DPRD Kabupaten Bandung Barat (KBB) siap menampung aspirasi warga korban eksekusi lahan proyek nasional Kereta Cepat Jakarta Bandung (KCJB). Terlebih, proyek yang dijalankan pengembang PT Pilar Sinergi BUMN Indonesia (PSBI) serta PT Kereta Cepat Indonesia China (KCIC), dinilai warga cacat hukum.
Ketua DPRD KBB, Rismanto mengatakan, pihaknya beberapa kali menemui masyarakat yang terdampak pembebasan lahan proyek KCJB. Akan tetapi, ketika eksekusi lahan dilangsungkan, DPRD KBB tidak pernah dilibatkan.
"DPRD turun berkali-kali ke berbagai titik disitu, hanya memang ketika eksekusi kemarin itu kan sepertinya menggunakan atau memerintahkan aparatur khusus, ya, dari kepolisian dan lain-lain," ujar Rismanto usai Rapat Paripurna DPRD KBB di Hotel Novena Lembang, Selasa (25/2).
Kendati begitu, pihaknya siap menampung masukan maupun keluhan masyarakat terdampak proyek KCJB. Bahkan, pihaknya siap mengawal aspirasi masyarakat yang selama ini merasa dirugikan dengan adanya eksekusi lahan tersebut untuk memperoleh keadilan.

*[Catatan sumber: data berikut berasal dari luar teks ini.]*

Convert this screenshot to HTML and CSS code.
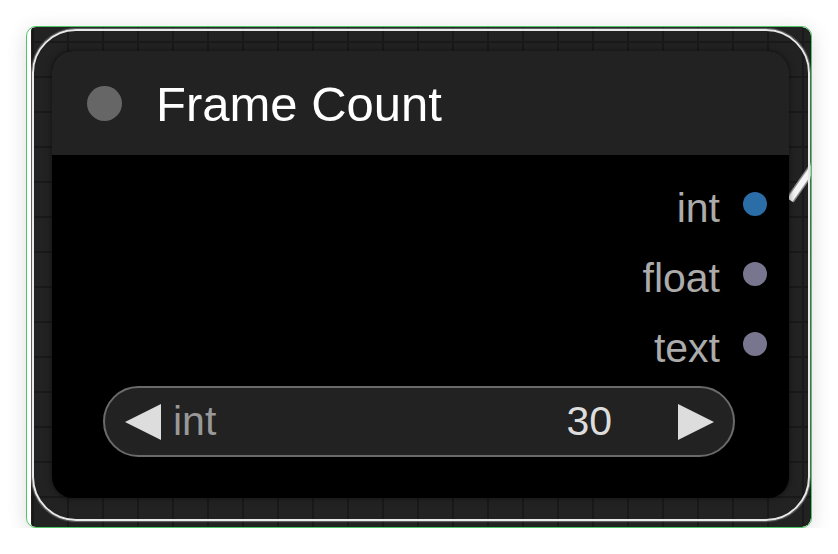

"Jadi saya rasa begini, kalau memang ada ketidakpuasan dan sejenisnya, untuk proses ganti rugi, tentu ada prosedur untuk melakukan komplen. DPRD siap menerima komplennya lalu kita mencari jalan keluar terbaik," ujarnya.
Sebelumnya, seorang warga Kampung Hegarmanah, RT 02/04, Desa Sukatani, Kecamatan Ngamprah, Sudana menyebut, lahan miliknya yang menjadi objek penggusuran tak tercantum dalam surat penetapan konsinyasi Pengadilan Negeri Bale Bandung Kelas IA nomor: 11/Pdt.KONS/2018/PN.Bib sebagai dasar eksekusi lahan. Sehingga, dia menilai, proses eksekusi tersebut cacat hukum dan melanggar ketentuan yang berlaku.
"Yang tercantum di surat penetapan konsinyasi itu kan Desa Rende, Desa Mandalasari, Desa Tagogapu, Desa Kertamulya, Desa Bojongkoneng, dan Desa Cilame dan Desa Gadobangkong, sama ini desa Mandalasari nah, untuk Desa Sukatani tidak ditujukan untuk dieksekusi. Jadi penggusuran ini tidak sah," tegas Dana saat ditemui, Jumat (21/2) lalu.
Senada, warga Kampung Neglajaya, RT 02/12, Desa Tagogapu, Kecamatan Padalarang, Sumarna (50) menilai, eksekusi lahan dan bangunan rumahnya cacat hukum karena tidak dilengkapi dasar yang kuat serta diputuskan secara sepihak. Bahkan, dirinya juga belum menerima apapun dari adanya eksekusi lahan tempat tinggalnya.
"Ini (eksekusi lahan) cacat hukum, apa dasarnya? Saya belum pernah berperkara di pengadilan kok tiba-tiba ada eksekusi. Saya belum menerima uang, surat-surat ada di saya, buktinya ada," ucapnya saat ditemui, Senin (24/2).